Although Tori assured me that we could leave the Pit if things got too raucous or dangerous, I was determined to stay. When else would I ever get to experience a mosh pit. But Tori corrected me. This pit never really “moshed” which she defined as deliberately pushing by some crowd members designed to throw the entire pit off-balance usually followed by an equally reactive shove and unbalancing in the opposite direction. We experienced only minor moshes, and not many of them.

What I learned:

•Earplugs are inadequate. I should have worn the industrial-grade ear protection that my son uses when firing guns. Hopefully it will take days, not years, for ear-ringing to subside.

•iPhones are perfect cameras for mosh pits. My 4 pound professional-grade Canon 5D Mark III would have undoubtedly killed someone amidst the shoving.

•Rock performances are not about music (which is bad) but about the crowd (raucous but friendly, dangerous but compelling), the lights, the smell of stage smoke and marijuana, and the rain.

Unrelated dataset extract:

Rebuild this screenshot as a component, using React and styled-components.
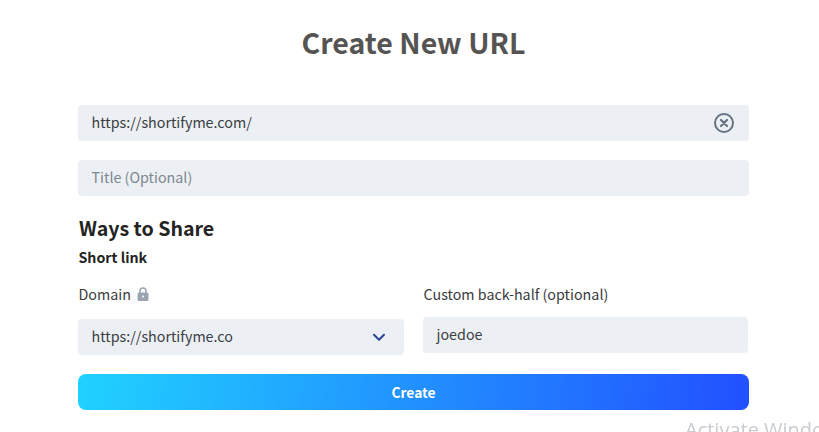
import React from "react";
import styled, { createGlobalStyle } from "styled-components";

const GlobalStyle = createGlobalStyle`
  html, body {
    margin: 0;
    height: 100%;
    overflow: hidden;
    background: #fff;
    font-family: "Noto Sans CJK SC", "Noto Sans", sans-serif;
  }
`;

const CloseCircle = () => (
  <svg width="22" height="22" viewBox="0 0 22 22" fill="none" stroke="#667382">
    <circle cx="11" cy="11" r="9" strokeWidth="2" />
    <path d="M8 8l6 6M14 8l-6 6" strokeWidth="2.2" strokeLinecap="round" />
  </svg>
);

const Lock = () => (
  <svg width="12" height="14" viewBox="0 0 12 14">
    <path d="M3 6V4a3 3 0 0 1 6 0v2" fill="none" stroke="#9aa5b1" strokeWidth="1.6" />
    <rect x="0.5" y="5.5" width="11" height="8.5" rx="1.6" fill="#9aa5b1" />
    <circle cx="6" cy="9.6" r="1.1" fill="#eef1f4" />
  </svg>
);

const Chevron = () => (
  <svg width="14" height="9" viewBox="0 0 14 9" fill="none">
    <path d="M2 1.8l5 5 5-5" stroke="#2b4593" strokeWidth="2" strokeLinecap="round" strokeLinejoin="round" />
  </svg>
);

const App = () => {
  return (
    <>
      <GlobalStyle />
      <Page>
        <Heading>Create New URL</Heading>
        <Field $mb={19}>
          <FieldText>https://shortifyme.com/</FieldText>
          <CloseCircle />
        </Field>
        <Field $mb={0}>
          <FieldText $muted>Title (Optional)</FieldText>
        </Field>
        <SectionTitle>Ways to Share</SectionTitle>
        <SubTitle>Short link</SubTitle>
        <Columns>
          <Column>
            <FieldLabel>
              Domain <Lock />
            </FieldLabel>
            <Field $mt={15} $mb={0}>
              <FieldText>https://shortifyme.co</FieldText>
              <ChevronSlot>
                <Chevron />
              </ChevronSlot>
            </Field>
          </Column>
          <Column>
            <FieldLabel>Custom back-half (optional)</FieldLabel>
            <Field $mt={13} $mb={0}>
              <FieldText>joedoe</FieldText>
            </Field>
          </Column>
        </Columns>
        <CreateButton>Create</CreateButton>
      </Page>
      <Watermark>Activate Windows</Watermark>
    </>
  );
};

export default App;

const Page = styled.main`
  width: 671px;
  margin-left: 78px;
  padding-top: 22px;
`;

const Heading = styled.h1`
  margin: 0 0 43px;
  height: 40px;
  line-height: 40px;
  text-align: center;
  font-size: 28.5px;
  font-weight: 700;
  color: #555453;
`;

const Field = styled.div`
  display: flex;
  align-items: center;
  justify-content: space-between;
  height: 36px;
  margin-top: ${({ $mt }) => $mt || 0}px;
  margin-bottom: ${({ $mb }) => $mb}px;
  padding: 0 14px 0 13.5px;
  background: #ecf0f4;
  border-radius: 4px;
`;

const FieldText = styled.span`
  font-size: 14.3px;
  line-height: 34px;
  height: 36px;
  color: ${({ $muted }) => ($muted ? "#7d8790" : "#3a3d42")};
`;

const ChevronSlot = styled.span`
  display: flex;
  margin-right: 4px;
`;

const SectionTitle = styled.h2`
  margin: 20px 0 0 1px;
  height: 26px;
  line-height: 24px;
  font-size: 19.6px;
  font-weight: 700;
  color: #232323;
`;

const SubTitle = styled.h3`
  margin: 7px 0 0 0.5px;
  height: 20px;
  line-height: 16px;
  font-size: 14.2px;
  font-weight: 700;
  color: #232323;
`;

const Columns = styled.div`
  display: grid;
  grid-template-columns: 326px 325px;
  column-gap: 19px;
  margin-top: 15px;
`;

const Column = styled.div`
  display: flex;
  flex-direction: column;
`;

const FieldLabel = styled.label`
  display: flex;
  align-items: center;
  gap: 6px;
  height: 20px;
  margin-left: 0.5px;
  line-height: 20px;
  font-size: 14.3px;
  color: #3a3a3c;
`;

const CreateButton = styled.button`
  display: block;
  width: 100%;
  height: 36px;
  margin-top: 19px;
  border: 0;
  border-radius: 8px;
  background: linear-gradient(95deg, #20d2ff 0%, #2250ff 100%);
  color: #fff;
  font-family: inherit;
  font-size: 13.8px;
  font-weight: 700;
`;

const Watermark = styled.div`
  position: fixed;
  left: 685px;
  top: 418px;
  font-family: "Open Sans", sans-serif;
  font-size: 20px;
  line-height: 24px;
  white-space: nowrap;
  color: #c9ccd0;
`;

•Mosh pitting can be highly amusing.

•There is an evolutionary explanation for constant raised arm waving in the pit. Having arms raised are essential to balance. With hands in pockets one is liable to topple.

•If you just turned 60, you are not just the oldest in the pit, you are undoubtedly the oldest in the entire crowd.

•It is flattering to be invited, and great fun to join, my classical flutist, music major, daughter, in her other life as a rock fan.

•If MUTEMATH and AWOL Nation can be this much fun, imagine Muse.